Renewable Fuel Standards Increased and Extended by Energy Act
January 2, 2008
The Energy Independence and Security Act of 2007, signed into law on December 19th, boosts the requirements for renewable fuel use to 36 billion gallons by 2022. The act requires "advanced biofuels"—defined as fuels that cut greenhouse gas emissions by at least 50%—to provide 21 billion gallons of fuel by 2022, or about 60% of the total requirement. Such advanced biofuels could include ethanol derived from cellulosic biomass—such as wood waste, grasses, and agricultural wastes—as well as biodiesel, butanol, and other fuels.
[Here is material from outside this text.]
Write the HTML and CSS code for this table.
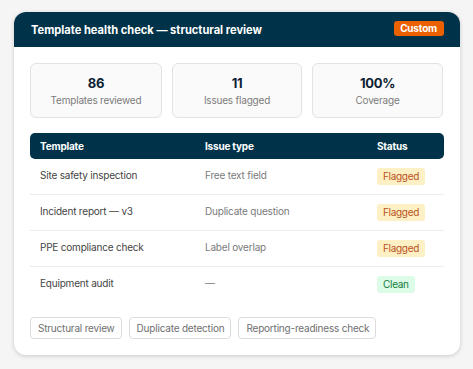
FILE: index.html
```html
<!DOCTYPE html>
<html>
<head>
<meta charset="utf-8">
<link rel="stylesheet" href="styles.css">
</head>
<body>
<div class="card">
  <div class="card-head">
    <span class="title">Template health check — structural review</span>
    <span class="custom">Custom</span>
  </div>
  <div class="card-body">
    <div class="stats">
      <div class="stat"><div class="num">86</div><div class="lbl">Templates reviewed</div></div>
      <div class="stat"><div class="num">11</div><div class="lbl">Issues flagged</div></div>
      <div class="stat"><div class="num">100%</div><div class="lbl">Coverage</div></div>
    </div>
    <div class="tbl">
      <div class="row head"><span class="c1">Template</span><span class="c2">Issue type</span><span class="c3">Status</span></div>
      <div class="row"><span class="c1 name">Site safety inspection</span><span class="c2 issue">Free text field</span><span class="c3"><span class="pill flag">Flagged</span></span></div>
      <div class="row"><span class="c1 name">Incident report — v3</span><span class="c2 issue">Duplicate question</span><span class="c3"><span class="pill flag">Flagged</span></span></div>
      <div class="row"><span class="c1 name">PPE compliance check</span><span class="c2 issue">Label overlap</span><span class="c3"><span class="pill flag">Flagged</span></span></div>
      <div class="row last"><span class="c1 name">Equipment audit</span><span class="c2 issue">—</span><span class="c3"><span class="pill clean">Clean</span></span></div>
    </div>
    <div class="tags">
      <span class="tag">Structural review</span>
      <span class="tag">Duplicate detection</span>
      <span class="tag">Reporting-readiness check</span>
    </div>
  </div>
</div>
</body>
</html>
```
FILE: styles.css
```css
html, body { margin: 0; padding: 0; }
body {
  background: #f5f5f5;
  font-family: Inter, "Liberation Sans", sans-serif;
  padding: 12px 13px 13px 14px;
}
.card {
  width: 446px;
  background: #fff;
  border-radius: 12px;
  box-shadow: 0 1px 4px rgba(0,0,0,0.18);
  overflow: hidden;
}
.card-head {
  background: #003349;
  height: 35px;
  display: flex;
  align-items: center;
  justify-content: space-between;
  padding: 0 16px 0 17px;
}
.title {
  color: #fff;
  font-weight: 700;
  font-size: 11.1px;
  margin-top: 1px;
}
.custom {
  background: #eb6100;
  color: #fff;
  font-weight: 700;
  font-size: 10px;
  letter-spacing: -0.2px;
  line-height: 13px;
  padding: 1px 7px 1px 6px;
  border-radius: 3px;
  margin-top: -2px;
}
.card-body {
  padding: 16px;
}
.stats {
  display: grid;
  grid-template-columns: 132px 130px 131px;
  gap: 10px;
}
.stat {
  height: 52px;
  box-sizing: content-box;
  border: 1px solid #e3e3e3;
  border-radius: 6px;
  background: #fafafa;
  text-align: center;
  display: flex;
  flex-direction: column;
  justify-content: center;
  padding-top: 1px;
}
.num {
  font-weight: 700;
  font-size: 13px;
  letter-spacing: -0.3px;
  color: #0c2233;
  line-height: 16px;
}
.lbl {
  font-size: 10px;
  letter-spacing: -0.2px;
  color: #7a7a7a;
  line-height: 14px;
  margin-top: 2px;
}
.tbl {
  margin-top: 15px;
  width: 414px;
  font-size: 10px;
  letter-spacing: -0.2px;
}
.row {
  display: flex;
  align-items: center;
  height: 35px;
  border-bottom: 1px solid #ececec;
}
.row.last { border-bottom: none; }
.row.head {
  height: 26px;
  background: #003349;
  color: #fff;
  font-weight: 700;
  border-radius: 5px;
  border-bottom: none;
}
.c1 { width: 165px; padding-left: 10px; box-sizing: border-box; }
.c2 { width: 172px; padding-left: 10px; box-sizing: border-box; }
.c3 { flex: 1; padding-left: 10px; }
.name { color: #444; margin-top: -4px; }
.issue { color: #7a7a7a; margin-top: -4px; }
.pill {
  display: inline-block;
  font-size: 10px;
  letter-spacing: -0.3px;
  padding: 2px 6px;
  border-radius: 3px;
  line-height: 13px;
}
.flag { background: #fdf0c4; color: #b9521b; }
.clean { background: #dcfce7; color: #157a3e; }
.tags {
  display: flex;
  gap: 7px;
  margin-top: 15px;
}
.tag {
  border: 1px solid #dcdcdc;
  border-radius: 4px;
  color: #6f6f6f;
  font-size: 10px;
  letter-spacing: -0.2px;
  padding: 3px 6px 3px 7px;
  line-height: 14px;
}
```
Previously, a national Renewable Fuels Standard (RFS) set by the Energy Policy Act of 2005 required 4.7 billion gallons of renewable fuels in 2007, which would have increased to 5.4 billion gallons in 2008 and to 7.5 billion gallons by 2012.
The new RFS requires 9 billion gallons of renewable fuels in 2008, increasing steadily to 15.2 billion gallons in 2012 and to 36 billion gallons in 2022. The act requires advanced biofuels to contribute 0.6 billion gallons in 2009 and steadily accelerates their contribution into the future, reaching 2 billion gallons in 2012, 5.5 billion gallons in 2015, 11 billion gallons in 2018, 15 billion gallons in 2020, and 21 billion gallons in 2022. Of that total, cellulosic biofuels must contribute at least 0.1 billion gallons in 2010, accelerating to 10 billion gallons in 2020 and 16 billion gallons in 2022. In addition, biodiesel must contribute 0.5 billion gallons in 2009, increasing to 1 billion gallons in 2012. The new act gives the U.S. Environmental Protection Agency one year to revise the RFS regulations to include the new standards. See Title II of the new energy act on the Library of Congress Web site, and for comparison, see the Renewable Fuel Association's summary of the previous standard.
Title II of the energy act also prohibits petroleum companies from restricting the sale of alternative fuels under new franchise agreements, a provision that could allow gas station owners to install more pumps for E85, a blend of 85% ethanol and 15% gasoline. The act also requires labeling diesel fuel pumps with their biodiesel content. For federal fleets, the act requires at least one renewable fuel pump at each fueling center, with few exceptions. The act also calls for a host of studies on biofuel infrastructure and delivery issues, and creates grant programs and research programs for biofuels that will depend on future appropriations.